Odyssey of a Ghost Town Explorer Stories by Eric Cachinero Produced by Nevada Magazine
Nevada Magazine's 12,000-mile tale of the Silver State's ghost towns
Introduction Sagebrush Soul Searching
In 2016 and 2019, I traveled 12,084 miles in Nevada exploring ghost towns as associate editor of Nevada Magazine, and the pages that follow tell of my adventures. It's generally accepted that Nevada has more than 600 ghost towns, and during my travels, I visited roughtly one-sixth of them. Some of these ghost towns are incredibly well-preserved, with schoolhouses, cemeteries, stamp mills, banks, and mines; some are nothing more than sagebrush, dirt, and a dot on the map.

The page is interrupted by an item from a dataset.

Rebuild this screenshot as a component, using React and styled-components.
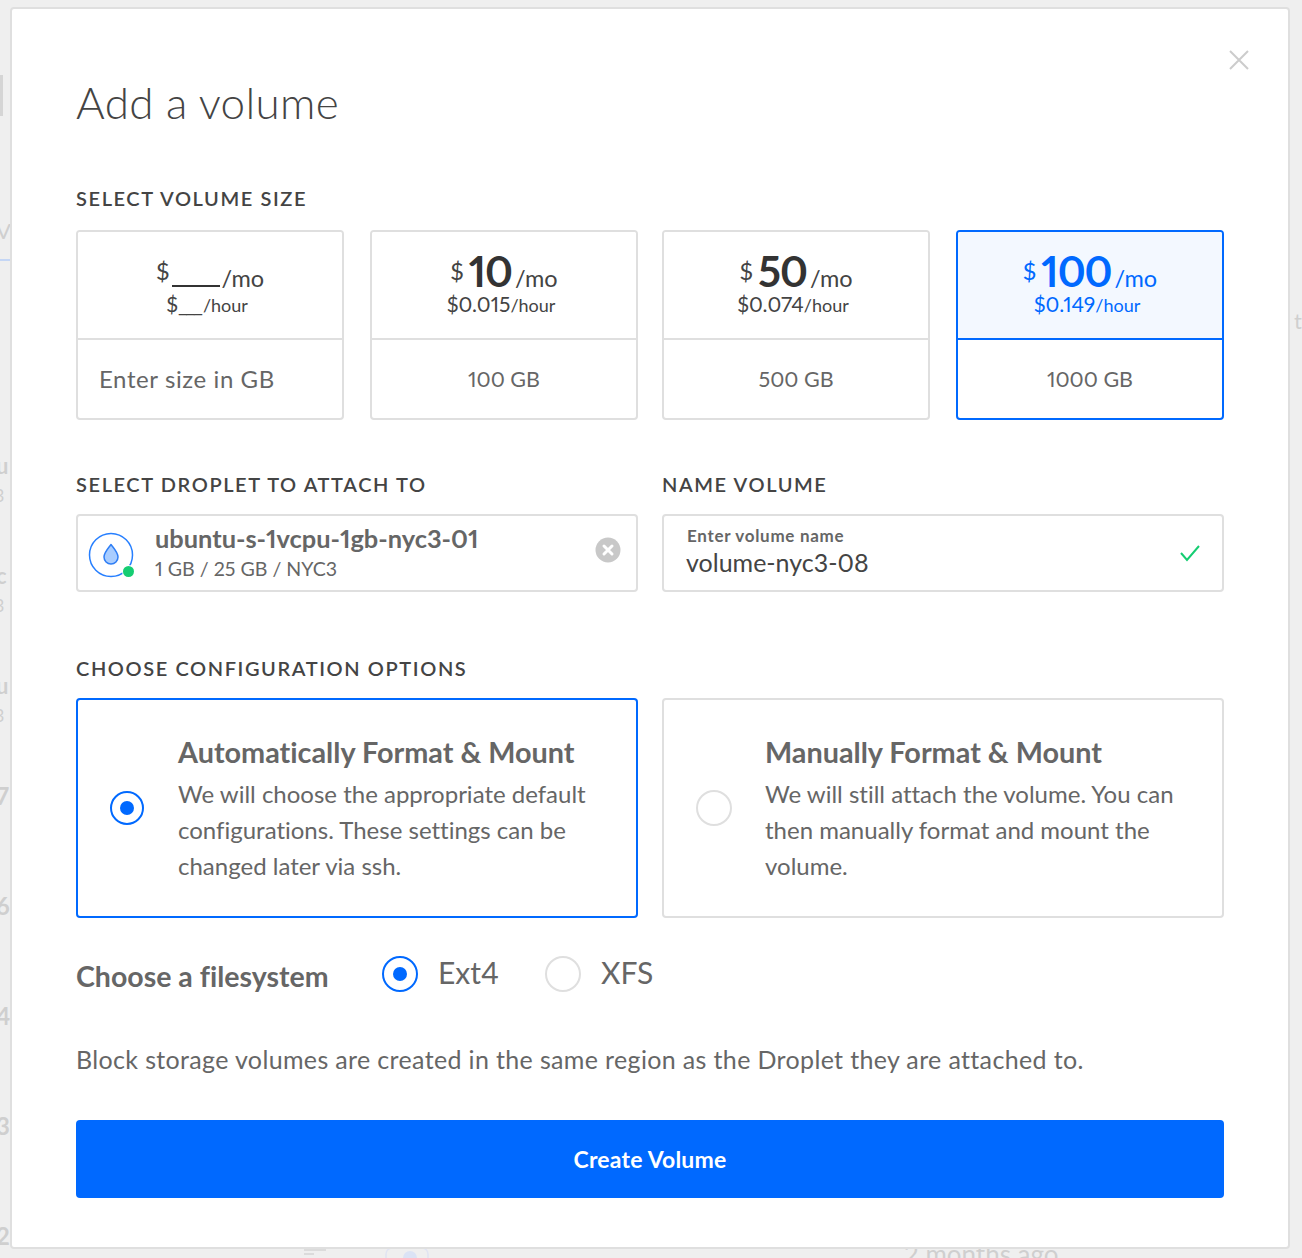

I spent countless hours on Nevada's highways and dirt roads driving to these ghost towns. The incredible things I experienced during this odyssey are hardly mine alone to tell, though, because the people and things that kept me company along the way are as memorable as the ghost towns themselves. I traveled the first several hundred miles with my grandfather, Paul McKee; the vast majority of the miles I traveled alongside Nevada Magazine Executive Editor Megg Mueller; and I traveled alone for a good chunk of them, too. I traveled miles to many graveyards, where the eternally resting residents of these ghost towns still tell a small piece of their story by the words on their headstones. I traveled many miles with nothing but my thoughts, and many more bellied up to the bars at small-town Nevada saloons, speaking with Nevadans about ghost towns and their history.
That really is the most special part about Nevada ghost towns -- the history; the indescribable moment when you step into one of these places, sit in total silence, and imagine what life must have been like. You can almost hear the school bells, and picture what color the one-room schoolhouse used to be; you see the remnants of a stamp mill and imagine the deafening thunder it must have produced; you discover a bank vault, and wonder what riches it once contained; you see a mine entrance, and picture the blood, sweat, flesh, and riches that traveled in and out of it every single day.
Nevada history is fascinating, and reading about it is exciting, but experiencing it firsthand -- laying your eyes upon it -- is nearly indescribable. I hope this book encourages you to get out and explore, experience, respect, and protect Nevada's ghost town treasures, and create your own adventure.